As we see more organizations announce reductions and layoffs, we are seeing more CEOs use poor seller performance as an excuse for the layoffs. One CEO said, “We’ve identified more than 100 people on our sales team who have consistently missed expectations. Simply put, a significant percentage of our sales force has been repeatedly underperforming based on measurable performance targets and critical KPIs. That’s obviously a problem. But it’s one in this environment with a particularly available and actionable solution. We are now in the process of quickly rotating out those members of our team who have been underperforming.”
I recognize the unfortunate need to reduce spending in tough times. It’s easier to blame the performance of your people than to put the responsibility where it belongs–management failure.
What struck me about this statement is that, apparently, for some time this management team has not taken action on poor performance. They accepted this unacceptable performance for a long period of time!
There is no excuse for this, it’s simply management malpractice!
At every level, managers are responsible for maximizing the performance of each person in the organization. There are a number of tools available to help managers understand and address performance issues–more skills training and development, coaching, mentoring, and more. And if, after these methods fail, the individual is unable to perform as expected, managers must move that person into a role where the individual can meet performance expectations–which may mean moving them out of the company.
But, apparently, with executives like the individual quoted, it’s easier to ignore these bad performers, taking no action until things like an economic downturn force them to do something. And when action is taken, the blame is put on the poor performers, not where it belongs—on leadership that failed in its responsibilities to their people, their organization, and their shareholders!
Think of what this mismanagement meant, over an apparently extended period of time. Managers refused to accept responsibility for maximizing performance. They consciously accepted underperformance, taking no actions. As a result, they underperformed their potential–potentially squandering millions in revenues, while compensating and accepting poor performance.

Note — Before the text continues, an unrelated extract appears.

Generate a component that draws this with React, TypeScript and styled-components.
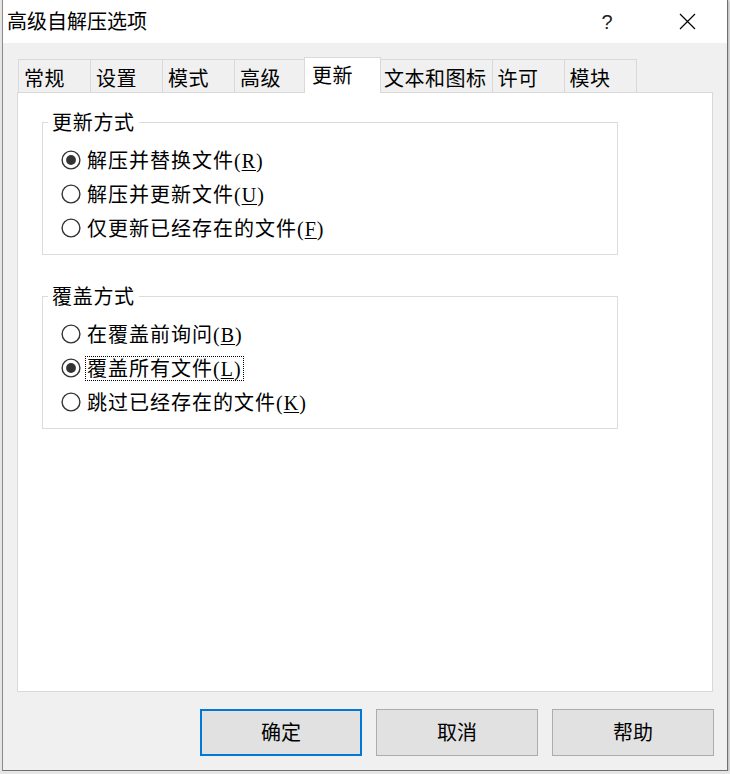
import styled, { createGlobalStyle } from 'styled-components';

const GlobalStyle = createGlobalStyle`
  body {
    margin: 0;
    background: #e6e6e6;
    font-family: 'Noto Sans CJK SC', 'Noto Sans', sans-serif;
    color: #000;
  }
`;

const tabs = ['常规', '设置', '模式', '高级', '更新', '文本和图标', '许可', '模块'];
const activeTab = '更新';

type Option = { text: string; key: string; checked?: boolean; focused?: boolean };

const groups: { title: string; options: Option[] }[] = [
  {
    title: '更新方式',
    options: [
      { text: '解压并替换文件', key: 'R', checked: true },
      { text: '解压并更新文件', key: 'U' },
      { text: '仅更新已经存在的文件', key: 'F' },
    ],
  },
  {
    title: '覆盖方式',
    options: [
      { text: '在覆盖前询问', key: 'B' },
      { text: '覆盖所有文件', key: 'L', checked: true, focused: true },
      { text: '跳过已经存在的文件', key: 'K' },
    ],
  },
];

const RadioMark = ({ checked }: { checked?: boolean }) => (
  <RadioSvg viewBox="0 0 20 20" width="20" height="20">
    <circle cx="10" cy="10" r="8.9" fill="#fff" stroke="#333" strokeWidth="1.4" />
    {checked && <circle cx="10" cy="10" r="4.9" fill="#333" />}
  </RadioSvg>
);

const App = () => {
  return (
    <>
      <GlobalStyle />
      <Window>
        <TitleBar>
          <Title>高级自解压选项</Title>
          <CaptionButton>
            <Help>?</Help>
          </CaptionButton>
          <CaptionButton>
            <svg width="17" height="17" viewBox="0 0 17 17">
              <path d="M1 1 L16 16 M16 1 L1 16" stroke="#000" strokeWidth="1.2" fill="none" />
            </svg>
          </CaptionButton>
        </TitleBar>
        <Body>
          <TabStrip>
            {tabs.map((t) => (
              <Tab key={t} $active={t === activeTab}>
                {t}
              </Tab>
            ))}
          </TabStrip>
          <Panel>
            {groups.map((g) => (
              <Group key={g.title}>
                <Legend>{g.title}</Legend>
                <RadioList>
                  {g.options.map((o) => (
                    <RadioRow key={o.key}>
                      <RadioMark checked={o.checked} />
                      <RadioLabel $focused={o.focused}>
                        {o.text}
                        <Latin>
                          (<u>{o.key}</u>)
                        </Latin>
                      </RadioLabel>
                    </RadioRow>
                  ))}
                </RadioList>
              </Group>
            ))}
          </Panel>
          <ButtonRow>
            <Button $default>确定</Button>
            <Button>取消</Button>
            <Button>帮助</Button>
          </ButtonRow>
        </Body>
      </Window>
    </>
  );
};

const Window = styled.div`
  box-sizing: border-box;
  width: 726px;
  height: 771px;
  margin-left: 2px;
  border: 1px solid #8c8c8c;
  border-top: none;
  border-right-color: #6f6f6f;
  border-bottom-color: #6f6f6f;
  background: #f0f0f0;
  display: flex;
  flex-direction: column;
  box-shadow: 1px 1px 2px rgba(0, 0, 0, 0.2);
`;

const TitleBar = styled.div`
  height: 43px;
  background: #fff;
  display: flex;
  align-items: center;
`;

const Title = styled.div`
  flex: 1;
  padding-left: 4px;
  font-size: 20px;
  line-height: 24px;
  padding-bottom: 1px;
`;

const CaptionButton = styled.div`
  width: 80px;
  height: 43px;
  display: flex;
  align-items: center;
  justify-content: center;
`;

const Help = styled.span`
  font-family: 'Liberation Sans', Arial, sans-serif;
  font-size: 20px;
  line-height: 20px;
  color: #222;
`;

const Body = styled.div`
  flex: 1;
  display: flex;
  flex-direction: column;
  padding: 14px 11px 14px 14px;
`;

const TabStrip = styled.div`
  display: flex;
  align-items: flex-end;
  height: 35px;
  padding-left: 1px;
`;

const Tab = styled.div<{ $active?: boolean }>`
  box-sizing: border-box;
  min-width: ${({ $active }) => ($active ? '77px' : '73px')};
  height: ${({ $active }) => ($active ? '36px' : '33px')};
  margin-left: ${({ $active }) => ($active ? '-3px' : '-1px')};
  margin-right: ${({ $active }) => ($active ? '-2px' : '0')};
  margin-bottom: ${({ $active }) => ($active ? '-1px' : '0')};
  padding: ${({ $active }) => ($active ? '0 5px 2px 7px' : '2px 5px 0 5px')};
  border: 1px solid #d9d9d9;
  border-bottom: none;
  background: ${({ $active }) => ($active ? '#fff' : '#f0f0f0')};
  position: relative;
  z-index: ${({ $active }) => ($active ? 1 : 0)};
  display: flex;
  align-items: center;
  font-size: 20px;
  letter-spacing: 0.5px;
  white-space: nowrap;
  &:first-child {
    margin-left: 0;
  }
`;

const Panel = styled.div`
  box-sizing: border-box;
  width: 696px;
  height: 600px;
  border: 1px solid #d9d9d9;
  background: #fff;
  padding: 19px 0 0 24px;
  display: flex;
  flex-direction: column;
  gap: 31px;
`;

const Group = styled.fieldset`
  box-sizing: border-box;
  width: 576px;
  margin: 0;
  padding: 11px 0 9px 5px;
  border: 1px solid #dcdcdc;
  min-width: 0;
`;

const Legend = styled.legend`
  padding: 0 4px;
  margin: 0;
  font-size: 20px;
  line-height: 20px;
  letter-spacing: 0.7px;
`;

const RadioList = styled.div`
  display: flex;
  flex-direction: column;
  padding-left: 13px;
`;

const RadioRow = styled.div`
  height: 34px;
  display: flex;
  align-items: center;
`;

const RadioSvg = styled.svg`
  flex: none;
  width: 20px;
  height: 20px;
`;

const RadioLabel = styled.span<{ $focused?: boolean }>`
  margin-left: 4px;
  padding: 0 1px;
  border: 1px dotted ${({ $focused }) => ($focused ? '#000' : 'transparent')};
  font-size: 20px;
  line-height: 21px;
  letter-spacing: 1px;
  white-space: nowrap;
`;

const Latin = styled.span`
  font-family: 'Liberation Serif', 'Noto Sans CJK SC', serif;
  u {
    text-underline-offset: 2px;
    text-decoration-thickness: 1px;
  }
`;

const ButtonRow = styled.div`
  display: flex;
  justify-content: flex-end;
  gap: 14px;
  padding: 17px 2px 0 0;
`;

const Button = styled.button<{ $default?: boolean }>`
  box-sizing: border-box;
  width: 162px;
  height: 47px;
  background: #e1e1e1;
  border: ${({ $default }) => ($default ? '2px solid #0078d7' : '1px solid #adadad')};
  border-radius: 0;
  font-family: 'Noto Sans CJK SC', sans-serif;
  font-size: 20px;
  line-height: 24px;
  color: #000;
  padding: 0 0 2px;
`;

export default App;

Think, further, if management had fulfilled their responsibilities, refusing to let performance issues linger, refusing to accept poor performance from a “significant percentage of the sales force.” Perhaps, they might have entered this economic downturn in a stronger position. Perhaps, they might have been strong enough to avoid reductions, or in the least they may have been able to reduce the number of people–and families–impacted.

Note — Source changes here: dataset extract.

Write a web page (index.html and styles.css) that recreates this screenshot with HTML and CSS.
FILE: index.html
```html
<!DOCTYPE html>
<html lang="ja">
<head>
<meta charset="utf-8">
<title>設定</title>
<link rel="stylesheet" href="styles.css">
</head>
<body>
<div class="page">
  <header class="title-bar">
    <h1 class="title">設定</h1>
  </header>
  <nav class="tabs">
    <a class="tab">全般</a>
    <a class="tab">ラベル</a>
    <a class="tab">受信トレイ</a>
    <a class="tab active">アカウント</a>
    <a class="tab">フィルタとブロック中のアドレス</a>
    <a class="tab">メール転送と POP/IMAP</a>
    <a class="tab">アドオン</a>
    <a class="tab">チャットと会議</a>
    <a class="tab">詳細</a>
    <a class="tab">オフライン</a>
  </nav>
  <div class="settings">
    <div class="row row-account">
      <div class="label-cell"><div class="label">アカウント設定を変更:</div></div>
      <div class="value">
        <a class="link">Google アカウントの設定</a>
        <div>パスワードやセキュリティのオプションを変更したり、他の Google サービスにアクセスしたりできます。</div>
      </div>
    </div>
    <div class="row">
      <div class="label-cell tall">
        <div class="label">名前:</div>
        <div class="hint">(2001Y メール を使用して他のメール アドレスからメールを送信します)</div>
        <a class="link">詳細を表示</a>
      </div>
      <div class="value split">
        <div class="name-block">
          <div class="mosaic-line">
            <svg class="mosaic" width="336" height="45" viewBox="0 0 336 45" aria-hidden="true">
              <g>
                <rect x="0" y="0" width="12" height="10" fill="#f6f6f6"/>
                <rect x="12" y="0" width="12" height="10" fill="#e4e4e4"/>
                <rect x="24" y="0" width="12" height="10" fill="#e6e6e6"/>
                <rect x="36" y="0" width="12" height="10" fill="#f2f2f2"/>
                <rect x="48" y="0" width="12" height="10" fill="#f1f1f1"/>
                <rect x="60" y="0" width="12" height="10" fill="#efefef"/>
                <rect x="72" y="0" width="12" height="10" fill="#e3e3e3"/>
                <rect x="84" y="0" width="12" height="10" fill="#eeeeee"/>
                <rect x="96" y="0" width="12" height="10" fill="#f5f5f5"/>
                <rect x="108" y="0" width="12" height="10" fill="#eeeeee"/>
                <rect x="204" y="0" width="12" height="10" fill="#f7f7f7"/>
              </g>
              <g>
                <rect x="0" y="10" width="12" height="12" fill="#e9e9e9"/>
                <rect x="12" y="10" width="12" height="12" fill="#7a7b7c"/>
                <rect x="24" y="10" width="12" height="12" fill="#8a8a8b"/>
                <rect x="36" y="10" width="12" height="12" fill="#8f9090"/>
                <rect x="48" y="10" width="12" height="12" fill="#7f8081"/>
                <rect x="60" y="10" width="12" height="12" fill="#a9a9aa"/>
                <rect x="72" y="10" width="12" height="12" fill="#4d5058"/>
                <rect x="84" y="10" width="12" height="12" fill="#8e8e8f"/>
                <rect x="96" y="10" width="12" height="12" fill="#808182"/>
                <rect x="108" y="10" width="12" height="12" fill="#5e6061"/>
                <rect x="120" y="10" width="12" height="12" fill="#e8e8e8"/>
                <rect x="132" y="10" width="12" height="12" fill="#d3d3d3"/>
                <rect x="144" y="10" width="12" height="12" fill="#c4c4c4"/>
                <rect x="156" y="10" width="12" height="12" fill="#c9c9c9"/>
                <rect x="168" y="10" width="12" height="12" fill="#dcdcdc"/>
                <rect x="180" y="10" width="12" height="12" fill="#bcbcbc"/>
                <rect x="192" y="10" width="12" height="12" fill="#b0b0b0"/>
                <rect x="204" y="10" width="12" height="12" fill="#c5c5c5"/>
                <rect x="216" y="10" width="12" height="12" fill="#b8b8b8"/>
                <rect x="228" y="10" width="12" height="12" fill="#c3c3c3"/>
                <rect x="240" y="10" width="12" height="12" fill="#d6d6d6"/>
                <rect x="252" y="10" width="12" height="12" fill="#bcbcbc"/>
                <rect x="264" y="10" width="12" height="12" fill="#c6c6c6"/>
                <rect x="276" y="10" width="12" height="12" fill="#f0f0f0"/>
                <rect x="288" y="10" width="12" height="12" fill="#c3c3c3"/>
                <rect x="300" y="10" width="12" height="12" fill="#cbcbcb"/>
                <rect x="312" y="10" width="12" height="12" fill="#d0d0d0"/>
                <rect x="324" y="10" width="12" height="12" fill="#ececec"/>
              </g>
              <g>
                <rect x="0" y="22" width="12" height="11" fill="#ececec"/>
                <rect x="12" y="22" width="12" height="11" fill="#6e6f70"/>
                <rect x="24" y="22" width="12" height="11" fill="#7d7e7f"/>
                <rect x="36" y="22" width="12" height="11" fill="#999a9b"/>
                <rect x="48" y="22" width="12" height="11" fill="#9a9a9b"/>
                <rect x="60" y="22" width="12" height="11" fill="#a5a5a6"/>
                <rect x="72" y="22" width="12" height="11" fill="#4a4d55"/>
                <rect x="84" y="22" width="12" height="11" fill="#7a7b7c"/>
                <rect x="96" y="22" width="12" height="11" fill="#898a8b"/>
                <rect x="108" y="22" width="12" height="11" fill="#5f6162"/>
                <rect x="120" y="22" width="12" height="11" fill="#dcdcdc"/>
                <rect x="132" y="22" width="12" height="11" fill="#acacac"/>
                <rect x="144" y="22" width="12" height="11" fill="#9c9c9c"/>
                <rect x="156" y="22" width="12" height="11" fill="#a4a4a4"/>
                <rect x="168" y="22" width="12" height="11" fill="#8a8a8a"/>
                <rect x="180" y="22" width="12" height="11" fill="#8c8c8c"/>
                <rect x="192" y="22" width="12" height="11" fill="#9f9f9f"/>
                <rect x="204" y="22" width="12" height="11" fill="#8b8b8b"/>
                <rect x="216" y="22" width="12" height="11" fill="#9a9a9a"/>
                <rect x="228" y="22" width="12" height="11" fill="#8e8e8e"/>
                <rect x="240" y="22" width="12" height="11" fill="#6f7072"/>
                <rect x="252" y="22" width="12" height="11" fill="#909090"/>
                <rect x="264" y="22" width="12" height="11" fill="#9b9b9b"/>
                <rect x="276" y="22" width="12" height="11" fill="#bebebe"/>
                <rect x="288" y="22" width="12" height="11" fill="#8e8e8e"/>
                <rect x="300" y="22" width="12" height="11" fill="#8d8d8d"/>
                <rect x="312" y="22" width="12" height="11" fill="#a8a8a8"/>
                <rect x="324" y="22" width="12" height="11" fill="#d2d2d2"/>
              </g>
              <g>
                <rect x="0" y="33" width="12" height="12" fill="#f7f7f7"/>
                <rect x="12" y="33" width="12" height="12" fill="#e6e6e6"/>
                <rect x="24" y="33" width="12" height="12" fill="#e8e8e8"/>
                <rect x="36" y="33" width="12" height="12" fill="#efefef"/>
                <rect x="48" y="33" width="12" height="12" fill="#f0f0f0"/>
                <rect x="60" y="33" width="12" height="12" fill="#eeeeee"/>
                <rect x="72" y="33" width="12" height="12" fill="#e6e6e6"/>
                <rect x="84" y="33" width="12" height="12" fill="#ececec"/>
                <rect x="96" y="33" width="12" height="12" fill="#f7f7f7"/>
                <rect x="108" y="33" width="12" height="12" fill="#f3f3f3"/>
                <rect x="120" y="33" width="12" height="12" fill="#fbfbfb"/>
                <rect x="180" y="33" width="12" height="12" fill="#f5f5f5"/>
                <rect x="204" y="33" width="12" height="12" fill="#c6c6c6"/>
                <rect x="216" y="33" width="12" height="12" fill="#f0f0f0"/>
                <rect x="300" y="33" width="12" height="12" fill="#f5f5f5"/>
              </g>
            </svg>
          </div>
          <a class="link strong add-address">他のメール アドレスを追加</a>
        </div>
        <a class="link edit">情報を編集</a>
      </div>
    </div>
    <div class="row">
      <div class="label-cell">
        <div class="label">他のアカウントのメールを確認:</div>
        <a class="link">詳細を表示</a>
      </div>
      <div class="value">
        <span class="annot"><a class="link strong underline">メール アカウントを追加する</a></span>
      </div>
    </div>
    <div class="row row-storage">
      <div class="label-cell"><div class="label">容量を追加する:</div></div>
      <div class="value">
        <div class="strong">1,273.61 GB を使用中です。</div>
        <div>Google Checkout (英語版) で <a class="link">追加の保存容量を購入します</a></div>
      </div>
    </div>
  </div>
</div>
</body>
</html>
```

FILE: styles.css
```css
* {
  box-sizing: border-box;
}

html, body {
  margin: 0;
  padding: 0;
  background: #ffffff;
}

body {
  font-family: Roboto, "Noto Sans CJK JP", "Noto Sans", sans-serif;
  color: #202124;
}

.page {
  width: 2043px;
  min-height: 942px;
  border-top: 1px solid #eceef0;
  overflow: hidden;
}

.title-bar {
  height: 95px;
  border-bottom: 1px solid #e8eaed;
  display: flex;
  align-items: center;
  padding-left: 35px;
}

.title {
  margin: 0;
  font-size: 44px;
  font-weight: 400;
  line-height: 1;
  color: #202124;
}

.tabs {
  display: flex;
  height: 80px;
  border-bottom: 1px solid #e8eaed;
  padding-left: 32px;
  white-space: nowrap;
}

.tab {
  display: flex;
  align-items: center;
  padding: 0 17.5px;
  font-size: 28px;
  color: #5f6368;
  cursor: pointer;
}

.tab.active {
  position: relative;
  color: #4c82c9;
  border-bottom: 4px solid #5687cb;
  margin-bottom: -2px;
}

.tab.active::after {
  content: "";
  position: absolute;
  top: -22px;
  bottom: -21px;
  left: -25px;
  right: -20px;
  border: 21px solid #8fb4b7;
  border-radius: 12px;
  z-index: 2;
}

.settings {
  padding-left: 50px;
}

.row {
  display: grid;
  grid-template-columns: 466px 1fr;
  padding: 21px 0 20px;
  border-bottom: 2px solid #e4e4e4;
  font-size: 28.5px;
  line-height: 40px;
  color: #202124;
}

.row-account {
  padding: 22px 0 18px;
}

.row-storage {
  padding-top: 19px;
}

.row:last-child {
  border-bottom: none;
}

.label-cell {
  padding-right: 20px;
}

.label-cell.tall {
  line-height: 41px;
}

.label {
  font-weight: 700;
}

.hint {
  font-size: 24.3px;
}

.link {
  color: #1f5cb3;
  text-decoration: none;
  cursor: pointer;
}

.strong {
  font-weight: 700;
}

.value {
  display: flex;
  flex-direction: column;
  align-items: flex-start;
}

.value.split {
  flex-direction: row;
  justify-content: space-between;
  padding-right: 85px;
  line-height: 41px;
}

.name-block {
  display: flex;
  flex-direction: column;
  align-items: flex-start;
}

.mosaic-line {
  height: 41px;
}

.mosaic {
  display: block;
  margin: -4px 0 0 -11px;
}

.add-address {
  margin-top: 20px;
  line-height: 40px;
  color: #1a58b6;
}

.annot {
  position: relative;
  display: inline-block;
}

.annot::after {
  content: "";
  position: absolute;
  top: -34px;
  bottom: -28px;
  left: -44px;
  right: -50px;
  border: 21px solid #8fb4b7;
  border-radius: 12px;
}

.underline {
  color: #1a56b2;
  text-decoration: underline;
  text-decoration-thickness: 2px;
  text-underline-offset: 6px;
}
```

Instead, we see people, poor performers, blamed for management irresponsibility. Management failure to do what they are responsible and accountable to do.

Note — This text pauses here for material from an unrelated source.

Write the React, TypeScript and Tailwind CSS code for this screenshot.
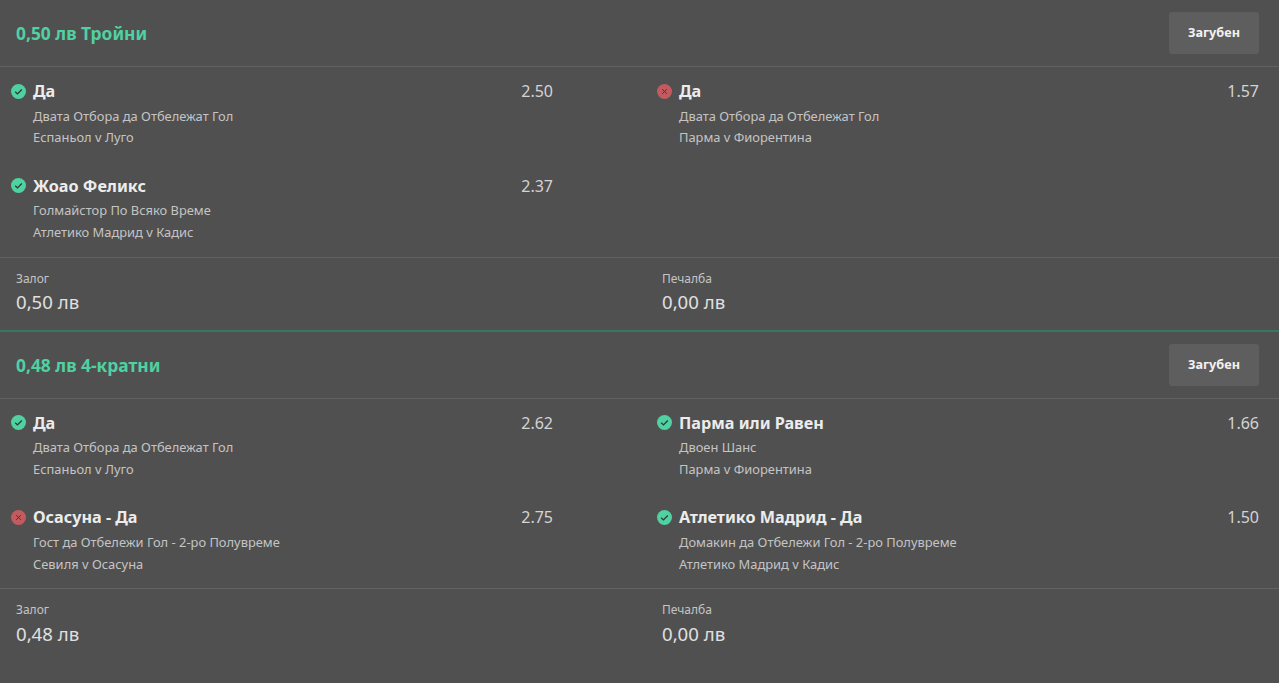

Layoffs/Riff’s are always tragic. They are, despite all best efforts, sometimes unavoidable.
But we must be clear. They are always the result of management/leadership failure. Maybe, it’s an unexpected disruption in markets and economies–it’s on management, even though they may have been able to do little to anticipate this. Maybe, it’s bad strategies, poor execution, failure on the part of the organization to achieve it’s goals–that’s on management, as well. They are the people responsible for identifying and addressing these issues, yet they fail to do so.
And, always, it’s the lower level people in the organization that bear the brunt of these failures (along with their families). Too often, the managers responsible for this failure continue in their jobs, suffering few consequences to their failure. And one wonders, have they changed, or will they persist in not fulfilling that for which they are accountable.